Dans son ouvrage, l’auteur raconte comment Reinhard Höhn (1904-2000), l’intellectuel technocrate au service du IIIe Reich, se distingue par la radicalité de ses réflexions sur la progressive disparition de l’Etat au profit de la “communauté” définie par la race et son “espace vital”.
Le juriste devient fonctionnaire de la SS et nourrit la réflexion nazie sur l’adaptation des institutions au Grand Reich à venir. De retour à la vie civile, il crée à Bad Harzburg, un Institut de formation au management. L’établissement accueillera, au fil des décennies, l’élite économique et patronale de la République fédérale. «Quelque 600.000 cadres issus des principales sociétés allemandes, sans compter 100.000 inscrits en formation à distance, y ont appris, grâce à ses séminaires et à ses nombreux manuels à succès, la gestion des hommes», rappelle l’auteur. Dans son livre, il décortique l’organisation hiérarchique du travail par définition d’objectifs. Il explique comment le producteur, pour y parvenir, demeure libre de choisir les moyens à appliquer. Il fera, également, référence à d’autres modèles qui prendront la relève après les années 80 pour ne citer que le modèle japonais qui est moins hiérarchisé. L’auteur est formel : le nazisme aura été un grand moment managérial et une des matrices du management moderne.

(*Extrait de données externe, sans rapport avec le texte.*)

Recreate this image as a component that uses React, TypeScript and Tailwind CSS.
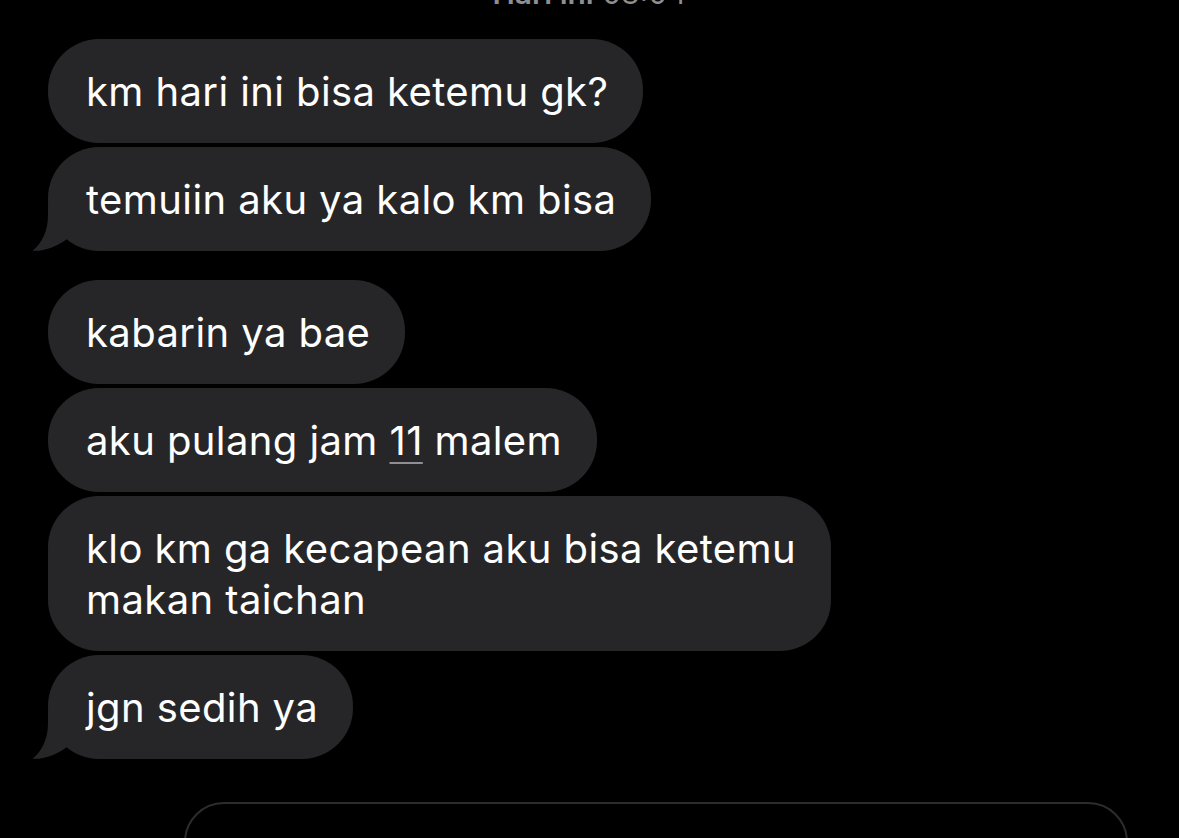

Johann Chapoutot enseigne l’histoire contemporaine à l’Université Sorbonne Nouvelle – Paris 3. Spécialiste de l’histoire de la culture nazie et d’histoire politique et culturelle contemporaine, il est notamment l’auteur de La Loi du sang : Penser et agir en nazi (Bibliothèque des Histoires, 2014) et de La révolution culturelle nazie (Bibliothèque des Histoires, 2017).